- Born: 9 June 1991 (age 35) Hackney, London, England
- Education: Royal Academy of Dramatic Art
- Occupation: Actor
- Years active: 2014–present

= Abraham Popoola =

British actor (born 1991)

Abraham Popoola (born 9 June 1991) is a British actor.

==Early life and education==
Popoola was born on 9 June 1991 in Hackney, London, to Nigerian parents, from whom he learned basic Yoruba. He has two younger siblings. He graduated from the Royal Academy of Dramatic Art in 2016.

==Career==
Popoola appeared in a production of Othello at the Tobacco Factory Theatre, winning the inaugural Stage Debut Award for Best Actor in a Play for his performance. He appeared in the "Pinter at the Pinter" season at the Harold Pinter Theatre in 2019, where he starred in productions of Party Time and Celebration.
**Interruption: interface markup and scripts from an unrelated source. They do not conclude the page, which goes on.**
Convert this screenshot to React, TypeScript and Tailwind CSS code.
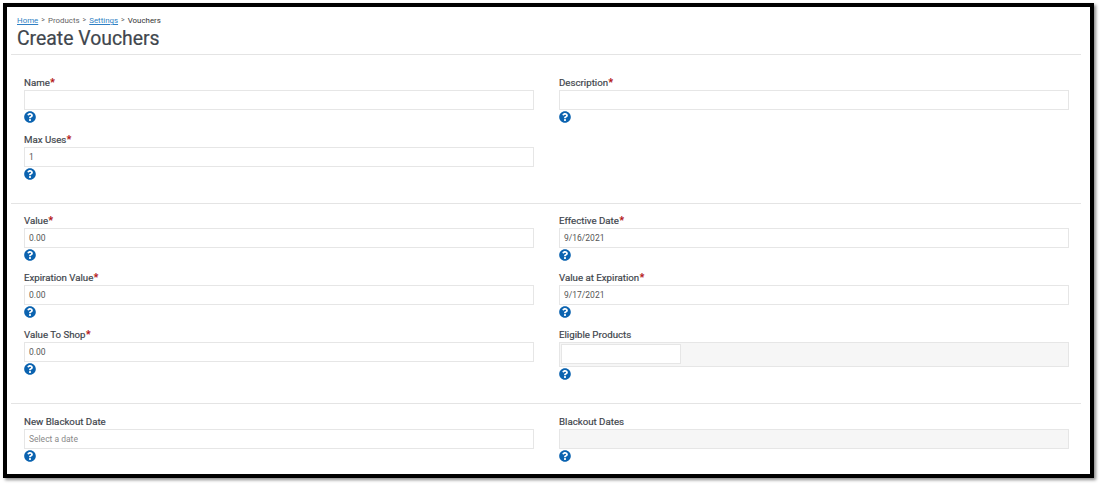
import React from "react";
import { FaQuestionCircle } from "react-icons/fa";

function Help() {
  return (
    <div className="mt-[1px] h-[12px]">
      <FaQuestionCircle className="size-[12px] text-[#0b63b0]" />
    </div>
  );
}

function Label({ text, required }: { text: string; required?: boolean }) {
  return (
    <div className="h-[14px] pt-[1px] text-[9.7px] leading-[12px] text-[#3f464d] [-webkit-text-stroke:0.2px_#3f464d]">
      {text}
      {required && (
        <span className="ml-[0.5px] text-[10.5px] text-[#b21010] [-webkit-text-stroke:0.2px_#b21010]">*</span>
      )}
    </div>
  );
}

function Field({
  label,
  required,
  value,
  placeholder,
}: {
  label: string;
  required?: boolean;
  value?: string;
  placeholder?: string;
}) {
  return (
    <div className="h-[57px]">
      <Label text={label} required={required} />
      <div className="flex h-[20px] items-center border border-[#e6e6e6] bg-white pl-[4px] text-[8.5px] text-[#555]">
        {value}
        {placeholder && <span className="text-[#8a8a8a]">{placeholder}</span>}
      </div>
      <Help />
    </div>
  );
}

function App() {
  return (
    <div className="h-[488px] w-[1102px] bg-white pt-[3px] pl-[3px] font-['Roboto',sans-serif]">
      <div className="h-[475px] w-[1091px] border-4 border-black bg-white shadow-[2px_2px_3px_rgba(0,0,0,0.45)]">
        {/* Breadcrumb + title */}
        <div className="mr-[9px] ml-[4px] h-[48px] border-b border-[#e4e4e4] pt-[9px] pl-[6px]">
          <div className="flex h-[9px] items-center gap-[3px] text-[7.9px] leading-[9px] text-[#666]">
            <span className="text-[#2f7fc4] underline">Home</span>
            <span className="text-[7px]">&gt;</span>
            <span>Products</span>
            <span className="text-[7px]">&gt;</span>
            <span className="text-[#2f7fc4] underline">Settings</span>
            <span className="text-[7px]">&gt;</span>
            <span className="text-[#333]">Vouchers</span>
          </div>
          <div className="mt-[2px] text-[19.4px] leading-[24px] text-[#3f464d] [-webkit-text-stroke:0.2px_#3f464d]">
            Create Vouchers
          </div>
        </div>

        {/* Name */}
        <div className="mr-[9px] ml-[4px] h-[149px] border-b border-[#e4e4e4] pt-[21px] pr-[12px] pl-[13px]">
          <div className="grid grid-cols-2 gap-x-[25px]">
            <Field label="Name" required />
            <Field label="Description" required />
            <Field label="Max Uses" required value="1" />
          </div>
        </div>

        {/* Values */}
        <div className="mr-[9px] ml-[4px] h-[200px] border-b border-[#e4e4e4] pt-[10px] pr-[12px] pl-[13px]">
          <div className="grid grid-cols-2 gap-x-[25px]">
            <Field label="Value" required value="0.00" />
            <Field label="Effective Date" required value="9/16/2021" />
            <Field label="Expiration Value" required value="0.00" />
            <Field label="Value at Expiration" required value="9/17/2021" />
            <Field label="Value To Shop" required value="0.00" />
            <div>
              <Label text="Eligible Products" />
              <div className="h-[25px] border border-[#e6e6e6] bg-[#f6f6f6] p-[1px]">
                <div className="h-[20px] w-[120px] border border-[#e6e6e6] bg-white" />
              </div>
              <div className="mt-[1px]">
                <Help />
              </div>
            </div>
          </div>
        </div>

        {/* Blackout dates */}
        <div className="mr-[9px] ml-[4px] pt-[11px] pr-[12px] pl-[13px]">
          <div className="grid grid-cols-2 gap-x-[25px]">
            <Field label="New Blackout Date" placeholder="Select a date" />
            <div>
              <Label text="Blackout Dates" />
              <div className="h-[20px] border border-[#e6e6e6] bg-[#f6f6f6]" />
              <Help />
            </div>
          </div>
        </div>
      </div>
    </div>
  );
}

export default App;
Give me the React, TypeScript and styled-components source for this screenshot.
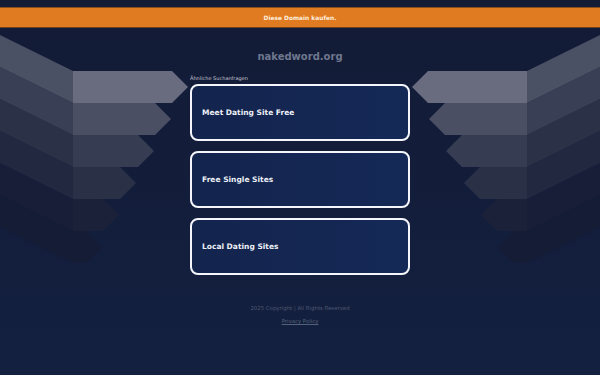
import React from 'react';
import styled, { createGlobalStyle } from 'styled-components';

const GlobalStyle = createGlobalStyle`
    html, body {
        margin: 0;
        padding: 0;
        background: #131b36;
    }
    body {
        font-family: "DejaVu Sans", "Liberation Sans", sans-serif;
    }
`;

const Page = styled.div`
    position: relative;
    width: 600px;
    height: 375px;
    overflow: hidden;
    background: linear-gradient(180deg, #131b35 0%, #131e3c 60%, #13203f 100%);
    padding-top: 7px;
    box-sizing: border-box;
`;

const Decoration = styled.svg`
    position: absolute;
    left: 0;
    top: 0;
    width: 600px;
    height: 375px;
    pointer-events: none;
`;

const Banner = styled.a`
    position: relative;
    display: flex;
    align-items: center;
    justify-content: center;
    height: 19px;
    background: #e17b21;
    border-top: 1px solid #8a4d1d;
    border-bottom: 1px solid #6b3f1e;
    color: #fdeede;
    font-size: 5.9px;
    font-weight: bold;
    text-decoration: none;
`;

const Content = styled.main`
    position: relative;
    width: 220px;
    margin: 0 auto;
    display: flex;
    flex-direction: column;
`;

const Domain = styled.h1`
    margin: 23px 0 0;
    font-size: 10px;
    line-height: 12px;
    font-weight: bold;
    text-align: center;
    color: #6e778e;
`;

const Label = styled.div`
    margin-top: 12px;
    font-size: 5px;
    line-height: 6px;
    color: #c3c7d2;
`;

const List = styled.div`
    margin-top: 3px;
    display: flex;
    flex-direction: column;
    gap: 10px;
`;

const Item = styled.a`
    display: flex;
    align-items: center;
    height: 53px;
    padding: 0 10px;
    border: 2px solid #f4f6fb;
    border-radius: 8px;
    background: linear-gradient(90deg, #13244d 0%, #152957 100%);
    color: #edf0f6;
    font-size: 7.5px;
    font-weight: bold;
    text-decoration: none;
`;

const Footer = styled.footer`
    position: relative;
    margin-top: 30px;
    display: flex;
    flex-direction: column;
    align-items: center;
    gap: 7px;
    font-size: 5.4px;
    line-height: 6px;
    color: #4d5671;
`;

const FooterLink = styled.a`
    color: #56607b;
    text-decoration: underline;
`;

interface Layer {
    y: number;
    end: number;
    front: string;
    side: string;
}

const layers: Layer[] = [
    { y: 71, end: 172, front: '#686c7e', side: '#4b5165' },
    { y: 103, end: 155, front: '#4a4f63', side: '#393f54' },
    { y: 135, end: 138, front: '#363c51', side: '#2b3147' },
    { y: 167, end: 120, front: '#2a3046', side: '#222840' },
    { y: 199, end: 103, front: '#1b2139', side: '#181e37' },
    { y: 231, end: 86, front: '#151c36', side: '#151c36' },
];

const Arrows: React.FC<{ mirror?: boolean }> = ({ mirror }) => (
    <g transform={mirror ? 'translate(600 0) scale(-1 1)' : undefined}>
        {layers.slice().reverse().map((l) => (
            <g key={l.y}>
                <polygon points={`0,${l.y - 36} 73,${l.y} 73,${l.y + 32} 0,${l.y - 4}`} fill={l.side} />
                <polygon
                    points={`73,${l.y} ${l.end},${l.y} ${l.end + 16},${l.y + 16} ${l.end},${l.y + 32} 73,${l.y + 32}`}
                    fill={l.front}
                />
            </g>
        ))}
    </g>
);

const searches = ['Meet Dating Site Free', 'Free Single Sites', 'Local Dating Sites'];

const App: React.FC = () => {
    return (
        <Page>
            <GlobalStyle />
            <Decoration viewBox="0 0 600 375">
                <Arrows />
                <Arrows mirror />
            </Decoration>
            <Banner href="#">Diese Domain kaufen.</Banner>
            <Content>
                <Domain>nakedword.org</Domain>
                <Label>Ähnliche Suchanfragen</Label>
                <List>
                    {searches.map((s) => (
                        <Item key={s} href="#">{s}</Item>
                    ))}
                </List>
            </Content>
            <Footer>
                <span>2025 Copyright | All Rights Reserved</span>
                <FooterLink href="#">Privacy Policy</FooterLink>
            </Footer>
        </Page>
    );
};

export default App;
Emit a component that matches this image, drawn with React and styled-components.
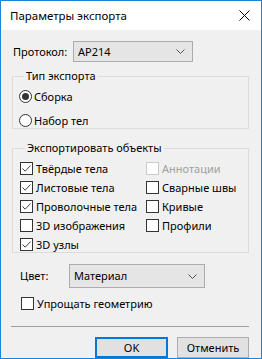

His performance earned praise in Variety's review of the production.

Popoola's early film credits included Jingle Jangle: A Christmas Journey, Cruella, and Morbius. In March 2021, he was cast in the Amazon Prime Video series The Rig. In August 2022, he was cast in the Netflix film Atlas, co-starring Jennifer Lopez, Simu Liu and Sterling K. Brown.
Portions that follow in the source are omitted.